## start

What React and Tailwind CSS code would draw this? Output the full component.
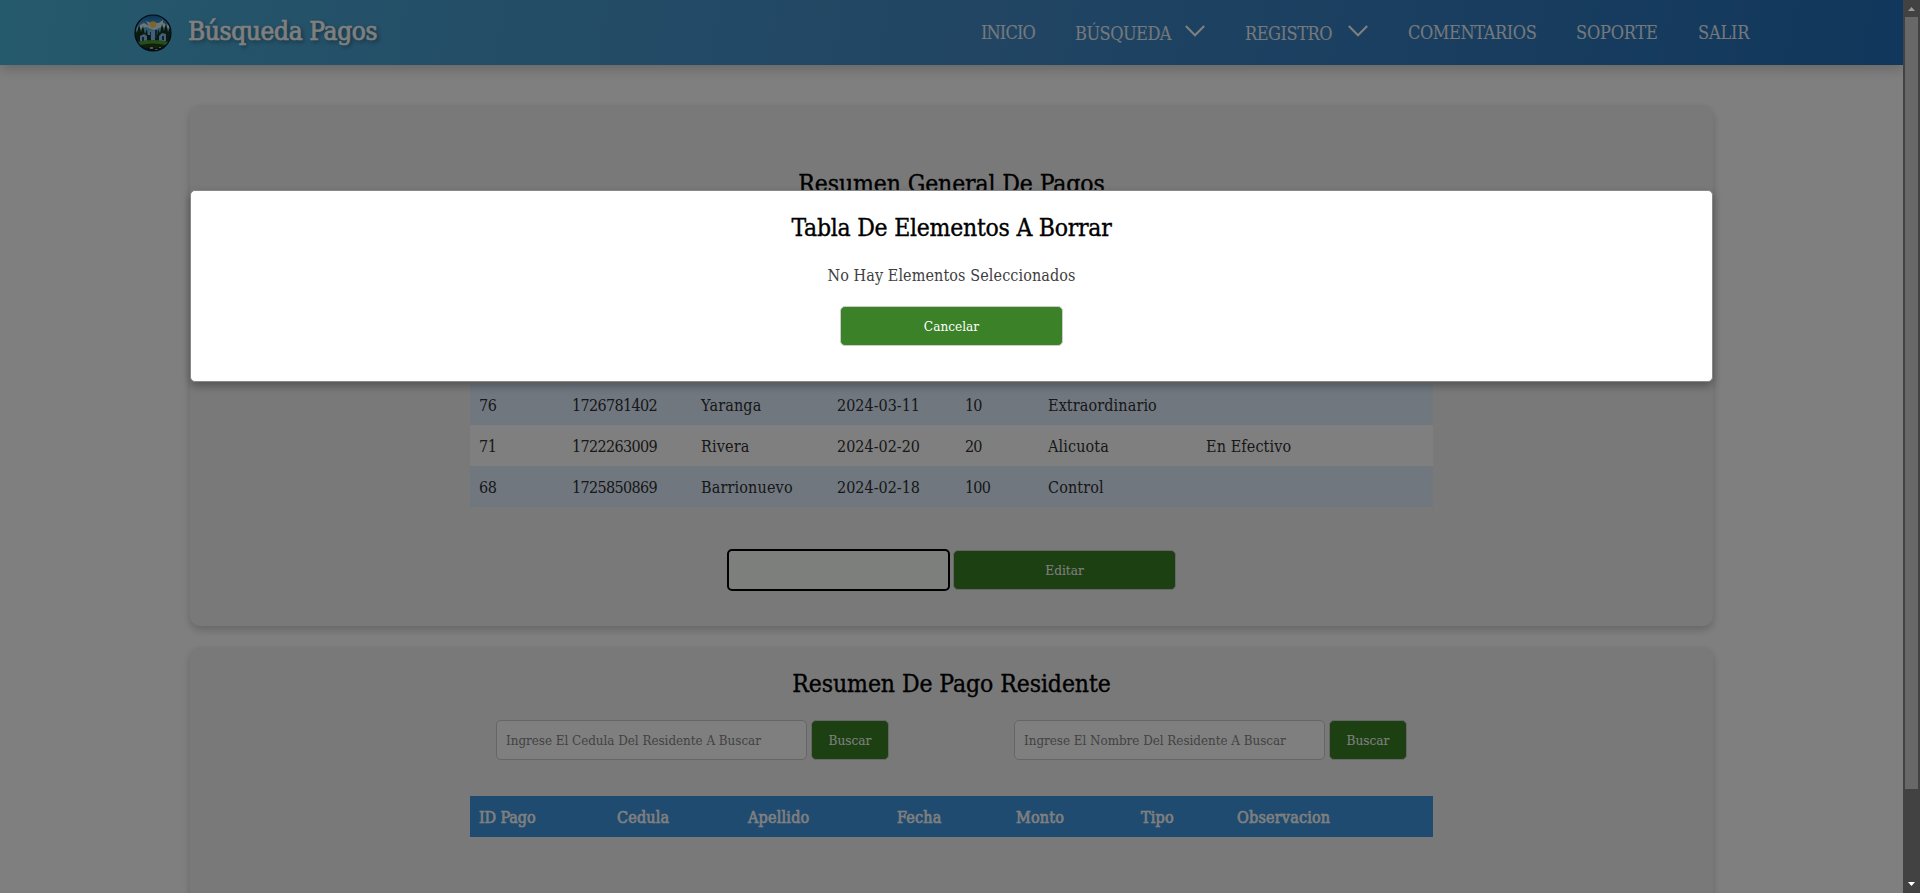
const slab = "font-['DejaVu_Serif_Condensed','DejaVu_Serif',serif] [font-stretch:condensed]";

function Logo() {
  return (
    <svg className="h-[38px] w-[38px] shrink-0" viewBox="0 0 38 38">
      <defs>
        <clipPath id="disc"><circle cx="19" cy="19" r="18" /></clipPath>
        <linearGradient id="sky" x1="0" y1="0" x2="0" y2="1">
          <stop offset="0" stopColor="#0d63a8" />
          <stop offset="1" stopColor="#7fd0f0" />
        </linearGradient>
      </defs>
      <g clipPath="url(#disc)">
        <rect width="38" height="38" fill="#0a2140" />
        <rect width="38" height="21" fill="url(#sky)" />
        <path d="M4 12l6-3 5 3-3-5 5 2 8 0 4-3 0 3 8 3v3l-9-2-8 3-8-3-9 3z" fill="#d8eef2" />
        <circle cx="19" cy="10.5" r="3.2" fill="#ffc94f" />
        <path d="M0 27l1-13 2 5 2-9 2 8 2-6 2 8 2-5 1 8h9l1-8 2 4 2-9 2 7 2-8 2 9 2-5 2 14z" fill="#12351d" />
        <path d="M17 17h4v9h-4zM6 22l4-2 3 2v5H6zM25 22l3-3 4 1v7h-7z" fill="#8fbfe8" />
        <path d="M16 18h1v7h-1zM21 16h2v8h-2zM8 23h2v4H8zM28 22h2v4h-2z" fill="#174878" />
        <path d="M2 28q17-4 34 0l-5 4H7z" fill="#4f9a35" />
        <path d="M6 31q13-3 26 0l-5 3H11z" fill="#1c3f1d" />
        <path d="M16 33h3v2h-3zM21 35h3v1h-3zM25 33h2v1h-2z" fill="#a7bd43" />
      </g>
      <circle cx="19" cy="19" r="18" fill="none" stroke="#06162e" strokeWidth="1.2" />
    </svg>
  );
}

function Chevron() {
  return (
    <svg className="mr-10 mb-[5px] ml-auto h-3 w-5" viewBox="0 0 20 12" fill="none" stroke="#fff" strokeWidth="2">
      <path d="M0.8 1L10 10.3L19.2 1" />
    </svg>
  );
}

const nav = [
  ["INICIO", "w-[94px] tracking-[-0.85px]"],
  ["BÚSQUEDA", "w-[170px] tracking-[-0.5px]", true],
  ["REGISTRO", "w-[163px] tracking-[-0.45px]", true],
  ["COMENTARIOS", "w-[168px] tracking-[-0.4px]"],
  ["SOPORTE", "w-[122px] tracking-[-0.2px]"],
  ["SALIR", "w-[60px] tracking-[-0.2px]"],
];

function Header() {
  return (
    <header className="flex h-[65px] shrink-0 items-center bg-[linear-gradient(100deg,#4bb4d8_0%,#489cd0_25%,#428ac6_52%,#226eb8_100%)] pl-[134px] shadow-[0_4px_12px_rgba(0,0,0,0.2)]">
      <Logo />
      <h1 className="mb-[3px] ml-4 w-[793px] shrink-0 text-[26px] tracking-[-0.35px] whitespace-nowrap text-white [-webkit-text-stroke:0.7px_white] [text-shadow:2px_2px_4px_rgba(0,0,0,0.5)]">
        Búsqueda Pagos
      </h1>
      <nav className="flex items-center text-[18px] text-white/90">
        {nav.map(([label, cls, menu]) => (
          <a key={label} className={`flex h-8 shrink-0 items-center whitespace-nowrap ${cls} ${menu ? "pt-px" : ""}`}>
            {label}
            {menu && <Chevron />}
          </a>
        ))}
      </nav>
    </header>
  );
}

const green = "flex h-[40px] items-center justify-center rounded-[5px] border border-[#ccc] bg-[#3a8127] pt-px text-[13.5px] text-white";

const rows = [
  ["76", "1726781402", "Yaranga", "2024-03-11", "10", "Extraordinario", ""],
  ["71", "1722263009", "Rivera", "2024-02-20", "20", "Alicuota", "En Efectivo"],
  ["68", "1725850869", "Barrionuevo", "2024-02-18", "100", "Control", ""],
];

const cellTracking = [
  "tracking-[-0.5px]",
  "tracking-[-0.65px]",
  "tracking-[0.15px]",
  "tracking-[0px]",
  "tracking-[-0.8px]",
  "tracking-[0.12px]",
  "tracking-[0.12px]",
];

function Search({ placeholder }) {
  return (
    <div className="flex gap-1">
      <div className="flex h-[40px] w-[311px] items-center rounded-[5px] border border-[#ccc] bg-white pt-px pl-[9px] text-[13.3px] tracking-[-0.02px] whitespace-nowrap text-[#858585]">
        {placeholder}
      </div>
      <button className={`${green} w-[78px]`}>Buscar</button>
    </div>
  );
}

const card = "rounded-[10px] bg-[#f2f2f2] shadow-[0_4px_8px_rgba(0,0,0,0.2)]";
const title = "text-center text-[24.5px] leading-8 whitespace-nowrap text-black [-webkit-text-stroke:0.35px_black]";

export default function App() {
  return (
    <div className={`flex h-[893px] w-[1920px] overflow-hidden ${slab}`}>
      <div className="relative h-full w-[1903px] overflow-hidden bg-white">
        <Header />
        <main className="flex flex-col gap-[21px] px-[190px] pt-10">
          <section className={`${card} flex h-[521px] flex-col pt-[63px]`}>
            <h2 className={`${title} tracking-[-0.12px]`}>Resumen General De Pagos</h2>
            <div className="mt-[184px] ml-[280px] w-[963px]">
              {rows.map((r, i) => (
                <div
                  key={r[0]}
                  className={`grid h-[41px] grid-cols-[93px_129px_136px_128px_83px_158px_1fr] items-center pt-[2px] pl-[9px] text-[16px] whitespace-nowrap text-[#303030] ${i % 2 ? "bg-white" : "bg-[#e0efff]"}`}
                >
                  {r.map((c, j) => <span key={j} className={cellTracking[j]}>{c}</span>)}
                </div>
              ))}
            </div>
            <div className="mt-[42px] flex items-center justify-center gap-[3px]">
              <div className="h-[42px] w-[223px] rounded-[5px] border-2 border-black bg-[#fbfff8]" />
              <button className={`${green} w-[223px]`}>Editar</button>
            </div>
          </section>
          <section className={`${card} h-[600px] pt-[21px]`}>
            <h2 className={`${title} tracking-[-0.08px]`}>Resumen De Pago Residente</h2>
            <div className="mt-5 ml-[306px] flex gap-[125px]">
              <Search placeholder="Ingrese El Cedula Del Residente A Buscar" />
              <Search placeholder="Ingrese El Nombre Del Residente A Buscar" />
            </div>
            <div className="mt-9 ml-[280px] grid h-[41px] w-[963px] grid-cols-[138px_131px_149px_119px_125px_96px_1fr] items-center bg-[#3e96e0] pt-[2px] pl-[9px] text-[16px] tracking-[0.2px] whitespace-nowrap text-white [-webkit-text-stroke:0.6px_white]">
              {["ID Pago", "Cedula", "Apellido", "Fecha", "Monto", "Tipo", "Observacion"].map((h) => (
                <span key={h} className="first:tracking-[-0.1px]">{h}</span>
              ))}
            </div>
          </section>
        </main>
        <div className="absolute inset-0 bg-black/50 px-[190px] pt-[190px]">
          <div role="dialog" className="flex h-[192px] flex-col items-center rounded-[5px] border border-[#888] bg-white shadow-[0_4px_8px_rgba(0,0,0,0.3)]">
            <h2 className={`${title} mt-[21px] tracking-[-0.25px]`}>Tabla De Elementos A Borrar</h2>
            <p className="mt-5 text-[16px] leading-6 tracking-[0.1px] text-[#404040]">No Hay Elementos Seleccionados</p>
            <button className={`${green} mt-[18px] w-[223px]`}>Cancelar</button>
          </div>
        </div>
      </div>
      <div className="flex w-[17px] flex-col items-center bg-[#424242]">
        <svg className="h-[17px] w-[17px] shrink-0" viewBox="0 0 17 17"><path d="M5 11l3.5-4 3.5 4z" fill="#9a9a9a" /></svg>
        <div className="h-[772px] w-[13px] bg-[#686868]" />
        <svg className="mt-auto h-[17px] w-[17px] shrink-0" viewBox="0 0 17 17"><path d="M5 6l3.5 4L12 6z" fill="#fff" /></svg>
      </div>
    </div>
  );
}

## end

| WORK TO BE COMPLETED |
Copy out every line of the material above that mentions the word "full".

| ANSWER FOR THIS EXERCISE |
What React and Tailwind CSS code would draw this? Output the full component.
      <div className="relative h-full w-[1903px] overflow-hidden bg-white">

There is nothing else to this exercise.